Like in the previous example, no store generated because v is not aliased and the call to clobber is inlined to nothing.

Example IV:

template<typename T>
void use(T &&t) {
  __asm__ __volatile__ ("" :: "g" (t));
}

void f() {
  int v[1];
  use(v);
  v[0] = 42;
}

This time v escapes (i.e. can be potentially accessed from other activation frames). However, the store is still removed, since after it there were no potential uses of that memory (without UB).

Example V:

template<typename T>
void use(T &&t) {
  __asm__ __volatile__ ("" :: "g" (t));
}

extern void g();

void f() {
  int v[1];
  use(v);
  v[0] = 42;
  g(); // same with clobber()
}

And finally we get the store, because v escapes and the compiler must conservatively assume that the call to g may access the stored value.

(for experiments https://godbolt.org/g/rFviMI)



回答2:

1) What is the advantage of an escape over clobber ?

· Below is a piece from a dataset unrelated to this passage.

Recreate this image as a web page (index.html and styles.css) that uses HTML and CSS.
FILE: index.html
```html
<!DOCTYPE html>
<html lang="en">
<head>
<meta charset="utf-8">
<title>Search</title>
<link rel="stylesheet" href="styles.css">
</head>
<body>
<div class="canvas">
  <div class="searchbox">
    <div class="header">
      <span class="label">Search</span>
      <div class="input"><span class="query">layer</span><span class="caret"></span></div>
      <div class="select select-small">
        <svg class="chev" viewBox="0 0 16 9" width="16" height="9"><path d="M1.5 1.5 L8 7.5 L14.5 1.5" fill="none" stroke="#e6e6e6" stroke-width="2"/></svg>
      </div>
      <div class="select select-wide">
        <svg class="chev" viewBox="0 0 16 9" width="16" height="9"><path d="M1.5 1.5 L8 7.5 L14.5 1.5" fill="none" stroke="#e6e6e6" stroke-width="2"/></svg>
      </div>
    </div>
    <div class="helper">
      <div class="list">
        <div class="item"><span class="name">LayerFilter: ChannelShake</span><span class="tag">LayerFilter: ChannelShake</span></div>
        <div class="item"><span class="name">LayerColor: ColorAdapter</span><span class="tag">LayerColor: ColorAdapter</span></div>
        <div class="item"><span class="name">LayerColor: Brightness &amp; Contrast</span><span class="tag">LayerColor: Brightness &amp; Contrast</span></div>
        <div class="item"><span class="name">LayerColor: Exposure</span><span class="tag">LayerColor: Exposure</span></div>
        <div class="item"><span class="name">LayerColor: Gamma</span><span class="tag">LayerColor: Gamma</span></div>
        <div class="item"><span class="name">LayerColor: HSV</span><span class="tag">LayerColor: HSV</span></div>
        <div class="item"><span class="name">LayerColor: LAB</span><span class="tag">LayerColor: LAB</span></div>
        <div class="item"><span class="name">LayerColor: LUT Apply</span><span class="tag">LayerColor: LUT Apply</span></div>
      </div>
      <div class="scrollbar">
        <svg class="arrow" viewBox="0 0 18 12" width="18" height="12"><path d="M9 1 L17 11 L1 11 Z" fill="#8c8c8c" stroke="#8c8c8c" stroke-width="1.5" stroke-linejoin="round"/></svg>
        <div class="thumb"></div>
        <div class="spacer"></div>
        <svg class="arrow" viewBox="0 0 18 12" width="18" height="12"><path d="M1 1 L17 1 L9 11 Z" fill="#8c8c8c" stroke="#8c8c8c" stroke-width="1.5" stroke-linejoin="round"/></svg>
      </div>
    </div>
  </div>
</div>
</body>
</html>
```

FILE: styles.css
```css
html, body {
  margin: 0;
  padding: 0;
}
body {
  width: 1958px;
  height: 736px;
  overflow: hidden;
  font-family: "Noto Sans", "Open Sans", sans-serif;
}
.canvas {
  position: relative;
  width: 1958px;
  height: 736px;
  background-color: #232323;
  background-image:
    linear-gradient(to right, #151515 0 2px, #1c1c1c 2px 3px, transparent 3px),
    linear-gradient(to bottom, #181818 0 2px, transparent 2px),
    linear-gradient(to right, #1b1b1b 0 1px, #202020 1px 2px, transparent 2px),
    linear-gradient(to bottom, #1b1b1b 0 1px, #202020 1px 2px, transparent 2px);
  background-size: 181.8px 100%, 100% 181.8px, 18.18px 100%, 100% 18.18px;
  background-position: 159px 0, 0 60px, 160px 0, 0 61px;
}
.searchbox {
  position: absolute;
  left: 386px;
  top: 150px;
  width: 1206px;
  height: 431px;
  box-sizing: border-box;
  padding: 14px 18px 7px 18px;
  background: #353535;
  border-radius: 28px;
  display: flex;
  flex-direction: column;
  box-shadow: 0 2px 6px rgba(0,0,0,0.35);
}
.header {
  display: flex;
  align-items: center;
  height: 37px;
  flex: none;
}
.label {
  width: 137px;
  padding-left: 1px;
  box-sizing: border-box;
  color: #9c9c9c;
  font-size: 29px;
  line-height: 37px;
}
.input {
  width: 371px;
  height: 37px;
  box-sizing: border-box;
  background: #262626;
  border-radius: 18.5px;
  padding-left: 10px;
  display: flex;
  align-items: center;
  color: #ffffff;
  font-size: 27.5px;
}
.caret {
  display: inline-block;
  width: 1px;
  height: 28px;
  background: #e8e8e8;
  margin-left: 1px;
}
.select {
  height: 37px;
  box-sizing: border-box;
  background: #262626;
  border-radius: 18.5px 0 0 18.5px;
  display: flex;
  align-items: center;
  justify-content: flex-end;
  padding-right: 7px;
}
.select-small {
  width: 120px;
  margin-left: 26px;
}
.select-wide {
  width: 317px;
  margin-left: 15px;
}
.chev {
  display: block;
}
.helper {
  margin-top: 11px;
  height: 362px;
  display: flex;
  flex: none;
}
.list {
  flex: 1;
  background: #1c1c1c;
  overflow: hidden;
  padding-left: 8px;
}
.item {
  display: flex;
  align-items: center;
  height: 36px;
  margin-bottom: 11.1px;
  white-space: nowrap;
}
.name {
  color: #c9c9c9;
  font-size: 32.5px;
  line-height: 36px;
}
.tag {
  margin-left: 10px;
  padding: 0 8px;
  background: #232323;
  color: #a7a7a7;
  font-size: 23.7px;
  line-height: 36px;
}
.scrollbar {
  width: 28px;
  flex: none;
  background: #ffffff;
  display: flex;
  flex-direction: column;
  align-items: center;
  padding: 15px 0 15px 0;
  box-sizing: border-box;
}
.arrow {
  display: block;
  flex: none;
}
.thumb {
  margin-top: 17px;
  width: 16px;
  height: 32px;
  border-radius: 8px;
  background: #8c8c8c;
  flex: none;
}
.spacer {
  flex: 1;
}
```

escape() doesn't have an advantage over clobber(). escape() complements clobber() in the following important way:

The effect of clobber() is limited to memory that is potentially accessible through an imaginary global root pointer. In other words, compiler's model of the allocated memory is a connected graph of blocks referring to each other through pointers, and the said imaginary global root pointer serves as an entry point to that graph. (Memory leaks are not accounted for in this model, i.e. the compiler ignores the possibility that once accessible blocks may become inaccessible because of a lost pointer value). A newly allocated block is not a part of a such graph, and is immune to any side-effects of clobber(). escape() ensures that the passed in address belongs to the globally accessible set of memory blocks. When applied to a newly allocated memory block, escape() has the effect of adding it to the said graph.

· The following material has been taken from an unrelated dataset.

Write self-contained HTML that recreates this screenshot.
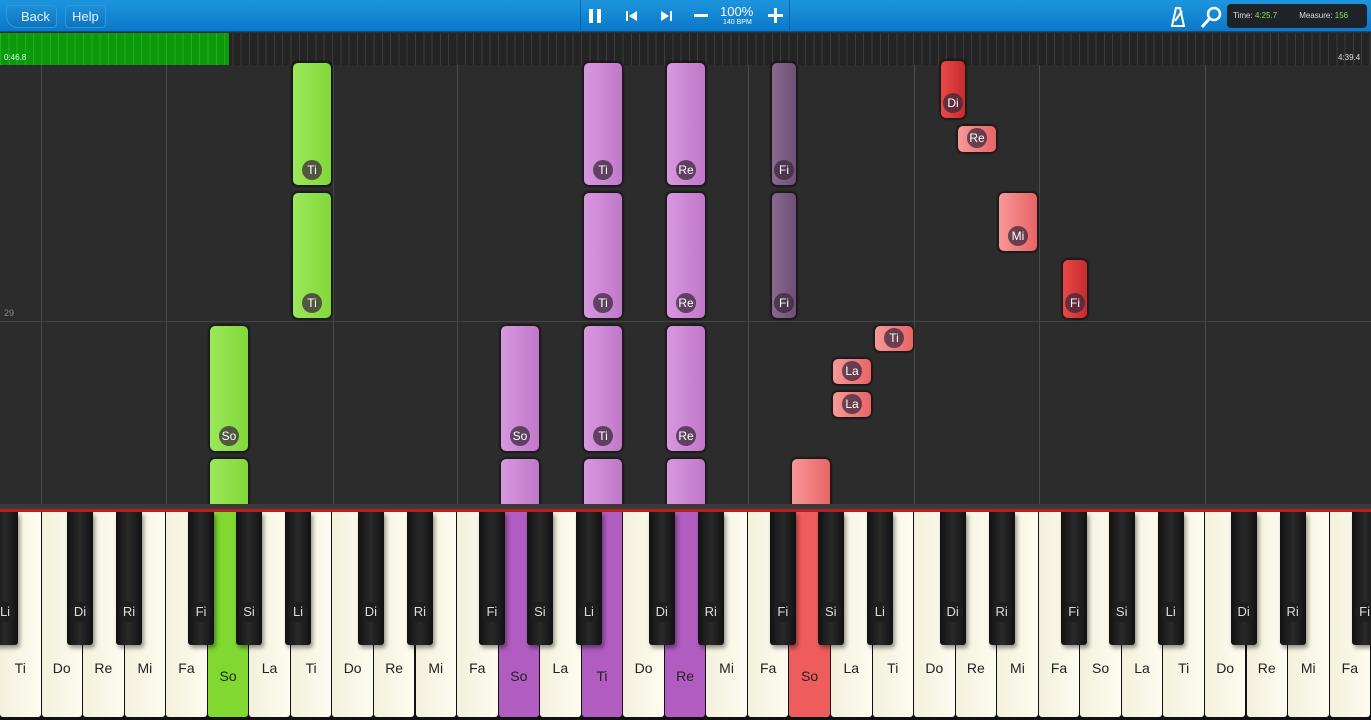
<!DOCTYPE html><html><head><meta charset="utf-8"><style>
*{margin:0;padding:0;box-sizing:border-box}
body{width:1371px;height:720px;overflow:hidden;background:#2c2c2c;font-family:"Liberation Sans",sans-serif;position:relative}
.a{position:absolute}
.top{left:0;top:0;width:1371px;height:32px;background:linear-gradient(#1d95de,#0b78c8);border-bottom:1px solid #0a4f85}
.btn{top:5px;height:23px;border-radius:4px;background:linear-gradient(#1f8fd6,#0d74c0);border:1px solid #2a9be0;color:#e8f4ff;font-size:13px;line-height:21px;padding:0 6px}
.prog{left:0;top:33px;width:1371px;height:32px;background:repeating-linear-gradient(90deg,#3c3c3c 0 1px,#242424 1px 8.3px),#2a2a2a}
.grn{left:0;top:33px;width:229px;height:32px;background:repeating-linear-gradient(90deg,#1fae1f 0 1px,#0c9a0c 1px 8.3px)}
.vl{top:65px;width:1px;height:445px;background:#4a4a4a}
.n{border-radius:6px;border:1px solid #1a1a1a;box-shadow:0 0 2px #000}
.g{background:linear-gradient(90deg,#9be85a,#82d83a)}
.p{background:linear-gradient(90deg,#d898e0,#c078c8)}
.dp{background:linear-gradient(90deg,#8a6a90,#6e5074)}
.r{background:linear-gradient(90deg,#e84848,#c82c2c)}
.lr{background:linear-gradient(90deg,#f89898,#e86464)}
.lb{position:absolute;left:50%;bottom:5px;transform:translateX(-50%);width:20px;height:20px;border-radius:50%;background:rgba(60,40,60,.75);color:#fff;font-size:12px;line-height:20px;text-align:center}
.wk{top:512px;height:205px;width:40.5px;background:linear-gradient(90deg,#f3f0dc,#fdfcf0);border-radius:0 0 3px 3px;font-size:14px;color:#222;text-align:center;padding-top:148px}
.bk{top:512px;height:133px;width:26px;background:linear-gradient(90deg,#111,#2a2a2a,#111);border-radius:0 0 3px 3px;color:#ddd;font-size:13px;text-align:center;padding-top:90px;box-shadow:2px 3px 4px rgba(0,0,0,.4)}
.bk span{display:inline-block;width:20px;height:20px;line-height:20px;border-radius:50%;background:#1e1e1e}
</style></head><body>
<div class="a top"></div>
<div class="a btn" style="left:6px;border-radius:4px 4px 4px 12px;padding-left:14px">Back</div>
<div class="a btn" style="left:65px">Help</div>
<div class="a" style="left:580px;top:0;width:210px;height:32px;border-left:1px solid #0a62a8;border-right:1px solid #0a62a8"></div>
<div class="a" style="left:589px;top:9px;width:4px;height:14px;background:#fff"></div><div class="a" style="left:597px;top:9px;width:4px;height:14px;background:#fff"></div>
<svg class="a" style="left:624px;top:9px" width="60" height="14"><rect x="2" y="2" width="2" height="10" fill="#fff"/><path d="M13 2 L5 7 L13 12Z" fill="#fff"/><path d="M37 2 L45 7 L37 12Z" fill="#fff"/><rect x="46" y="2" width="2" height="10" fill="#fff"/></svg>
<div class="a" style="left:694px;top:14px;width:14px;height:3px;background:#fff"></div>
<div class="a" style="left:720px;top:4px;color:#fff;font-size:13px">100%</div>
<div class="a" style="left:723px;top:19px;color:#fff;font-size:7px">140 BPM</div>
<div class="a" style="left:768px;top:14px;width:15px;height:3px;background:#fff"></div><div class="a" style="left:774px;top:8px;width:3px;height:15px;background:#fff"></div>
<svg class="a" style="left:1168px;top:5px" width="60" height="24"><path d="M4 21 L8 3 L12 3 L16 21Z" fill="none" stroke="#fff" stroke-width="2"/><path d="M7 16 L14 6" stroke="#fff" stroke-width="2"/><circle cx="46" cy="9" r="6" fill="none" stroke="#fff" stroke-width="2.5"/><path d="M42 13 L34 22" stroke="#fff" stroke-width="3"/></svg>
<div class="a" style="left:1227px;top:4px;width:140px;height:24px;background:#1d2328;border-radius:4px;font-size:8px;color:#ddd;line-height:24px;padding-left:6px">Time: <span style="color:#8ce050">4:25.7</span><span style="margin-left:22px">Measure: <span style="color:#8ce050">156</span></span></div>
<div class="a prog"></div><div class="a grn"></div>
<div class="a" style="left:4px;top:53px;font-size:8px;color:#cfe">0:46.8</div>
<div class="a" style="left:1338px;top:53px;font-size:8px;color:#ddd">4:39.4</div>
<div class="a" style="left:0;top:65px;width:1371px;height:445px;background:#2c2c2c"></div>
<div class="a vl" style="left:41px"></div><div class="a vl" style="left:166px"></div><div class="a vl" style="left:333px"></div><div class="a vl" style="left:457px"></div><div class="a vl" style="left:748px"></div><div class="a vl" style="left:914px"></div><div class="a vl" style="left:1039px"></div><div class="a vl" style="left:1205px"></div>
<div class="a" style="left:0;top:321px;width:1371px;height:1px;background:#444"></div>
<div class="a" style="left:4px;top:308px;font-size:9px;color:#888">29</div>
<div class="a n g" style="left:292px;top:62px;width:40px;height:124px"><span class="lb">Ti</span></div>
<div class="a n g" style="left:292px;top:192px;width:40px;height:127px"><span class="lb">Ti</span></div>
<div class="a n g" style="left:209px;top:325px;width:40px;height:127px"><span class="lb">So</span></div>
<div class="a n g" style="left:209px;top:458px;width:40px;height:60px"></div>
<div class="a n p" style="left:583px;top:62px;width:40px;height:124px"><span class="lb">Ti</span></div>
<div class="a n p" style="left:583px;top:192px;width:40px;height:127px"><span class="lb">Ti</span></div>
<div class="a n p" style="left:583px;top:325px;width:40px;height:127px"><span class="lb">Ti</span></div>
<div class="a n p" style="left:583px;top:458px;width:40px;height:60px"></div>
<div class="a n p" style="left:666px;top:62px;width:40px;height:124px"><span class="lb">Re</span></div>
<div class="a n p" style="left:666px;top:192px;width:40px;height:127px"><span class="lb">Re</span></div>
<div class="a n p" style="left:666px;top:325px;width:40px;height:127px"><span class="lb">Re</span></div>
<div class="a n p" style="left:666px;top:458px;width:40px;height:60px"></div>
<div class="a n p" style="left:500px;top:325px;width:40px;height:127px"><span class="lb">So</span></div>
<div class="a n p" style="left:500px;top:458px;width:40px;height:60px"></div>
<div class="a n dp" style="left:771px;top:62px;width:26px;height:124px"><span class="lb">Fi</span></div>
<div class="a n dp" style="left:771px;top:192px;width:26px;height:127px"><span class="lb">Fi</span></div>
<div class="a n r" style="left:940px;top:60px;width:26px;height:59px"><span class="lb">Di</span></div>
<div class="a n lr" style="left:957px;top:125px;width:40px;height:28px"><span class="lb" style="bottom:4px">Re</span></div>
<div class="a n lr" style="left:998px;top:192px;width:40px;height:60px"><span class="lb">Mi</span></div>
<div class="a n r" style="left:1062px;top:259px;width:26px;height:60px"><span class="lb">Fi</span></div>
<div class="a n lr" style="left:874px;top:325px;width:40px;height:27px"><span class="lb" style="bottom:3px">Ti</span></div>
<div class="a n lr" style="left:832px;top:358px;width:40px;height:27px"><span class="lb" style="bottom:3px">La</span></div>
<div class="a n lr" style="left:832px;top:391px;width:40px;height:27px"><span class="lb" style="bottom:3px">La</span></div>
<div class="a n lr" style="left:791px;top:458px;width:40px;height:60px"></div>
<div class="a" style="left:0;top:504px;width:1371px;height:216px;background:#111"></div>
<div class="a" style="left:0;top:504px;width:1371px;height:5px;background:#3a3a3a"></div>
<div class="a" style="left:0;top:509px;width:1371px;height:3px;background:#b82020"></div>
<div id="kb"></div>
<script>
var w=["Ti","Do","Re","Mi","Fa","So","La"],h="",k=41.55;
var hi={5:"#80d830",12:"#b05cc0",14:"#b05cc0",16:"#b05cc0",19:"#ee5c5c"};
for(var i=0;i<33;i++){var l=w[i%7];var st="left:"+(i*k).toFixed(1)+"px;";if(hi[i])st+="background:"+hi[i]+";padding-top:156px;";h+='<div class="a wk" style="'+st+'">'+l+'</div>';}
var b=[["Li",5],["Di",80],["Ri",129],["Fi",201],["Si",249],["Li",298]];
for(var o=0;o<5;o++)for(var j=0;j<6;j++){var x=b[j][1]+o*290.9;if(o>0&&j==0)continue;if(x>1380)continue;h+='<div class="a bk" style="left:'+(x-13).toFixed(1)+'px"><span>'+b[j][0]+'</span></div>';}
document.getElementById("kb").innerHTML=h;
</script>
</body></html>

2) From the example above it looks like clobber() prevents the previous statement ( push_back ) to be optimized way. If that's the case why the below snippet is not correct ?

 void benchmark()
 {
     vector<int> v;
     v.reserve(1);
     v.push_back(10);
     clobber();
 }

The allocation hidden inside v.reserve(1) is not visible to clobber() until it is registered via escape().